● Instruction
Extract all lines that hold "styles" from the records below.

● Provided records
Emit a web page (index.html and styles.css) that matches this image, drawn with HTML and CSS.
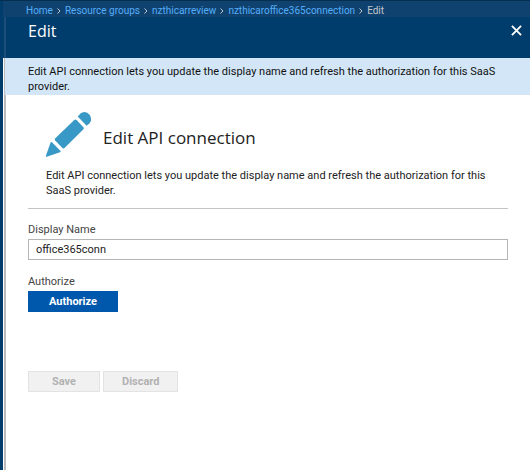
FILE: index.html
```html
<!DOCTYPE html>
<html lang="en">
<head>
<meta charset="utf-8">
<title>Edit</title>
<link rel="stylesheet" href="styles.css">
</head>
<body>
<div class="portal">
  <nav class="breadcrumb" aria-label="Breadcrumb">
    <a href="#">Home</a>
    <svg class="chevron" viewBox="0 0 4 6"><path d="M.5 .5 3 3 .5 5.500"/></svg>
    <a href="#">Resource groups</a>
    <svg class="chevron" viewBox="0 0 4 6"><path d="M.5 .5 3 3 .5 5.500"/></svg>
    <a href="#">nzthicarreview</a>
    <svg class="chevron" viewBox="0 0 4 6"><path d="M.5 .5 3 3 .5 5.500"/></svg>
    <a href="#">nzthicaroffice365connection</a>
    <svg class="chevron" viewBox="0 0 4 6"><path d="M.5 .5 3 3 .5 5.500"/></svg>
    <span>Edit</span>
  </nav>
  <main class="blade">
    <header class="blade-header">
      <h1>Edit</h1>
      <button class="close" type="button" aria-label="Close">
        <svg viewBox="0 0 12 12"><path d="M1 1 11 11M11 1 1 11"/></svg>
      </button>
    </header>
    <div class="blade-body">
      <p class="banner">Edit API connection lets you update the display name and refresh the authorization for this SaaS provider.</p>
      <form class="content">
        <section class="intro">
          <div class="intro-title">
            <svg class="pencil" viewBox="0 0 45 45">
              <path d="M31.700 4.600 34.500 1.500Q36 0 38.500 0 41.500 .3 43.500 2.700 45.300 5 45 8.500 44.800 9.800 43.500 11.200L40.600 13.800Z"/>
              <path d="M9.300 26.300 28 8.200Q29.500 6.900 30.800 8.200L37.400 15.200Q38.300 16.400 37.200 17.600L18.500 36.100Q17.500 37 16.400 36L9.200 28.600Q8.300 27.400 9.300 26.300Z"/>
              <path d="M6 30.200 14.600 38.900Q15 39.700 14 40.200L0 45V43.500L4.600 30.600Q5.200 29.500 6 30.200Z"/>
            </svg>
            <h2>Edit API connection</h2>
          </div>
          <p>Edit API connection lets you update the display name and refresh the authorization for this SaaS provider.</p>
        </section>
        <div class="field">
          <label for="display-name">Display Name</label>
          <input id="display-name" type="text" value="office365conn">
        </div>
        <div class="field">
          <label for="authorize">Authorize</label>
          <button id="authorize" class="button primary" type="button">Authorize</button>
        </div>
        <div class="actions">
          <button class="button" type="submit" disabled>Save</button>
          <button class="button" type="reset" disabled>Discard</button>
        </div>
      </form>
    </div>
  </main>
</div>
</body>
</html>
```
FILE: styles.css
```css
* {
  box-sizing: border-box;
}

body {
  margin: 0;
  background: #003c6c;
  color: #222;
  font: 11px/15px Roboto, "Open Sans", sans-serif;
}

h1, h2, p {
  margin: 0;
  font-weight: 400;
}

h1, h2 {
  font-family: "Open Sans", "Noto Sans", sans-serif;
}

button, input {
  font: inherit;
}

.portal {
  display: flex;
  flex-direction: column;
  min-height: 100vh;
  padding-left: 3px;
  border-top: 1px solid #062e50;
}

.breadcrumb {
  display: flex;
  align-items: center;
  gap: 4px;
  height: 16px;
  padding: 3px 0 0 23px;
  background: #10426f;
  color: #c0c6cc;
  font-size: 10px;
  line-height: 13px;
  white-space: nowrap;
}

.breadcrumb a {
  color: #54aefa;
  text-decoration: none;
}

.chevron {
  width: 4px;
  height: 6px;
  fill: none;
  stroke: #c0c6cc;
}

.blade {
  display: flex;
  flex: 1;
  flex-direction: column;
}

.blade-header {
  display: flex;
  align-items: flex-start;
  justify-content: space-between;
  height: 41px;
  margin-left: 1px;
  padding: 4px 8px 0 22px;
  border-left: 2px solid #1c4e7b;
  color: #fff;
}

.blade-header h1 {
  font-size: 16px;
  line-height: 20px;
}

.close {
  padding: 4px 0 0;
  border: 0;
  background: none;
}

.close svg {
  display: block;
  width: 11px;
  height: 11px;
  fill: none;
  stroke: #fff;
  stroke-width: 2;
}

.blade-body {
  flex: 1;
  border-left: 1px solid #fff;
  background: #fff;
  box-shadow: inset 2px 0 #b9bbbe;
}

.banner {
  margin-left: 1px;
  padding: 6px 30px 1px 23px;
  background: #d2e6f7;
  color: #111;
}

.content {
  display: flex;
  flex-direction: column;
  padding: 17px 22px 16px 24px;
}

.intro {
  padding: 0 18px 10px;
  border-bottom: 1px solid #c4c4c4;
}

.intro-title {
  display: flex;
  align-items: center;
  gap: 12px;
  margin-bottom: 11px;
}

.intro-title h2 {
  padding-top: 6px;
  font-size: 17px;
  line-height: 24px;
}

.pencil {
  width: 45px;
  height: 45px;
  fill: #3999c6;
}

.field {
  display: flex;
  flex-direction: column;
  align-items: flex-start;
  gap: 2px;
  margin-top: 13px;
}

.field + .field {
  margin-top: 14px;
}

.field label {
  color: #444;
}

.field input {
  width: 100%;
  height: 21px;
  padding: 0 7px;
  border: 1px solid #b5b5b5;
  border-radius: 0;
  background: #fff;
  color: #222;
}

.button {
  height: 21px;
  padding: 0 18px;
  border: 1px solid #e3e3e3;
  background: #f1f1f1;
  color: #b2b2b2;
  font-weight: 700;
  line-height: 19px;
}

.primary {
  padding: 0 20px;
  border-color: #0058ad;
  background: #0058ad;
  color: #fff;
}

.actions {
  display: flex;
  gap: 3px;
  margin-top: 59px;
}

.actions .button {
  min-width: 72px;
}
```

--

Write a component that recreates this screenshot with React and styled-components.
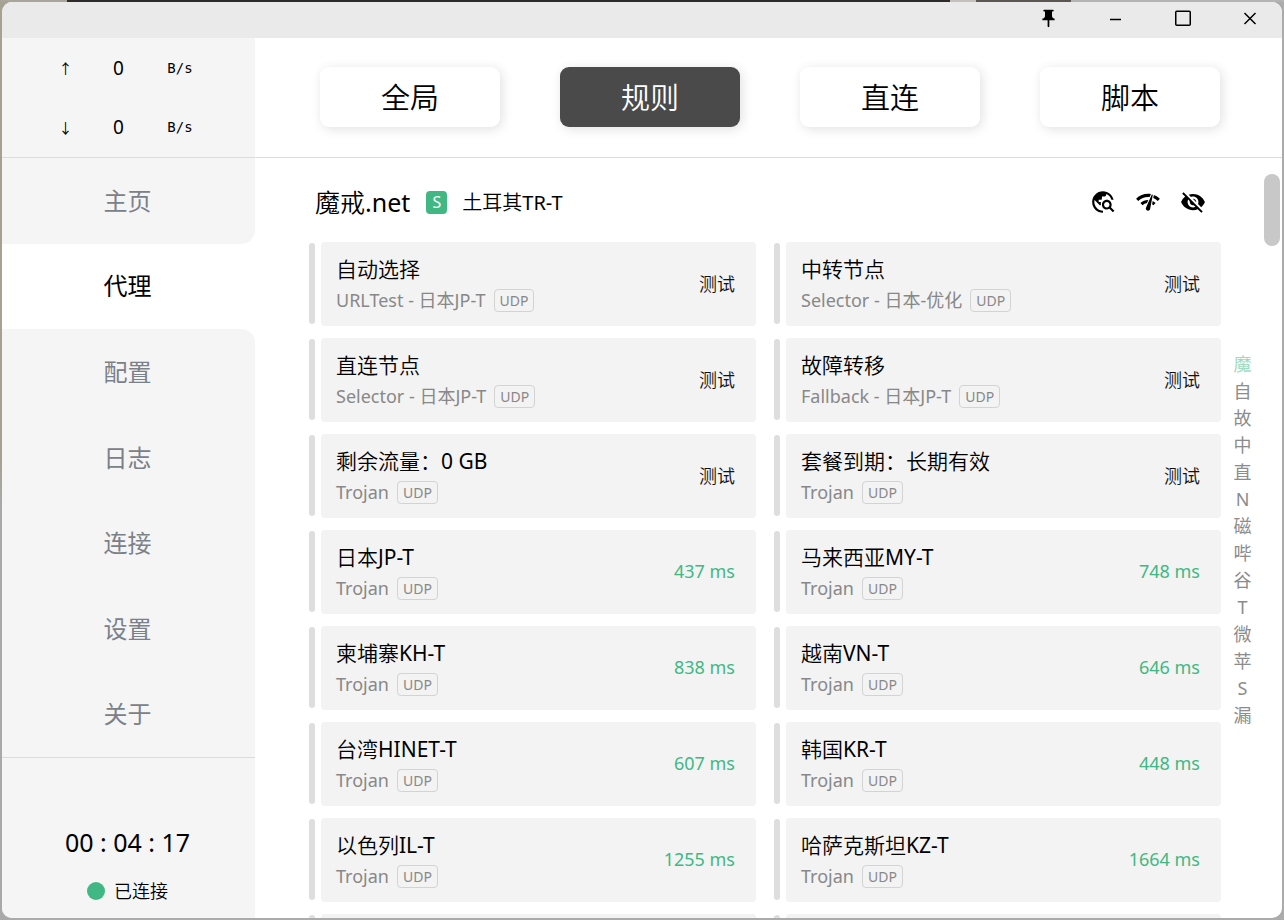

● Response below
Emit a web page (index.html and styles.css) that matches this image, drawn with HTML and CSS.
<link rel="stylesheet" href="styles.css">
FILE: styles.css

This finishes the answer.